The VA also argued that the FSS contracts were limited to simplified acquisitions (under $150,000 in value) and the use of the Rule of Two would hamper the streamlined effect of purchases under the FSS. The Court disagreed. Instead, the Court found that the FSS vehicles were used in an expanded manner by the VA, going way beyond the simple purchase of basic goods and services.
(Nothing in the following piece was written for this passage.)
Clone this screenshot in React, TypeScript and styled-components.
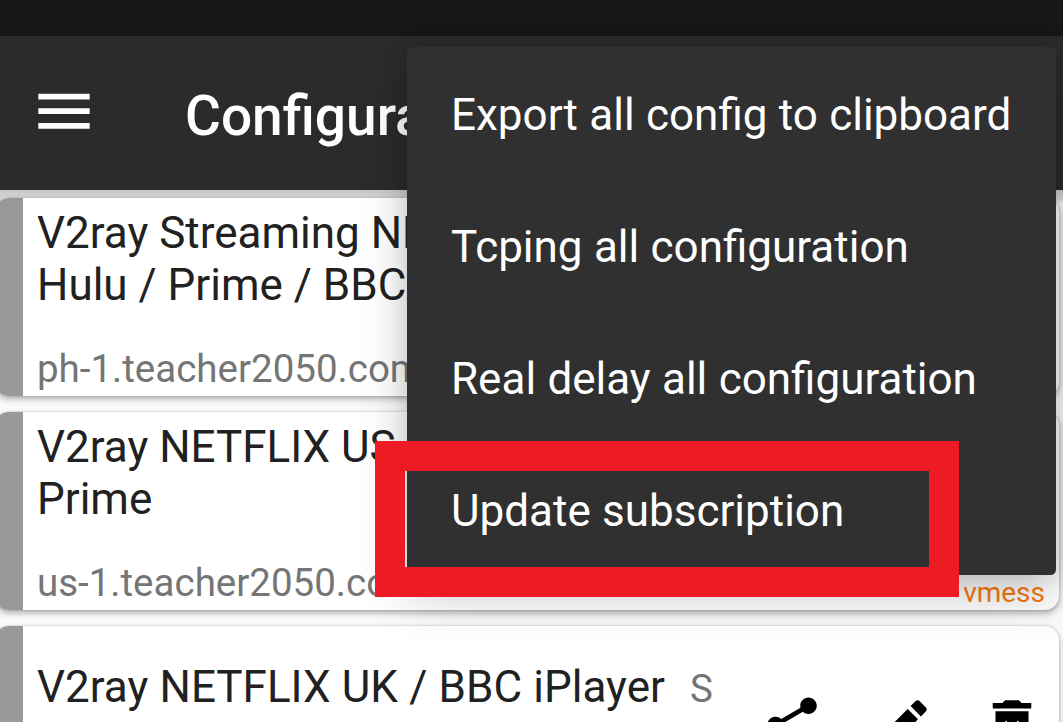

Using the contract that was the subject of this case as an example, the Court found that “the contract at issue here concerned complex information technology services over a multiyear period.” In addition, the Court identified that because these services could still to be purchased by the VA through the FSS or directly from a VOSB, so long as the contract was below the $150,000 simplified acquisition threshold, created a situation where the VA still should otherwise be held strictly to the Rule of Two.
Finally, the Court denied the VA’s request that the Court defer to the VA’s interpretation of the statute and regulations to support the VA’s finding that FSS “orders” are not contracts per se. Citing its conclusion that the Act was clear, the Court refused to grant such deference.
The Court concluded by finding that the Rule of Two in the VA-specific Act applied to all contracts and not just those necessary to meet the small business goals. The Court also found that the Rule of Two applied to FSS contracts and purchases.
The Rule of Two in the context of this case is limited to VA-awarded contracts, including those under the FSS, and arises from the Act. That being said, the Rule of Two applies through regulations in the context of other, broader small business set aside preferences, including the 8(a), HUBZone and WOSB programs. While, perhaps not statutory in nature, unlike the present situation with the VA, Kingdomware’s application of the Rule of Two will likely have an influence on these other programs, providing small businesses, not limited to just VOSBs, the ability to now point to a supreme court decision that says “yes” agency, you must apply the Rule of Two absent an express exception.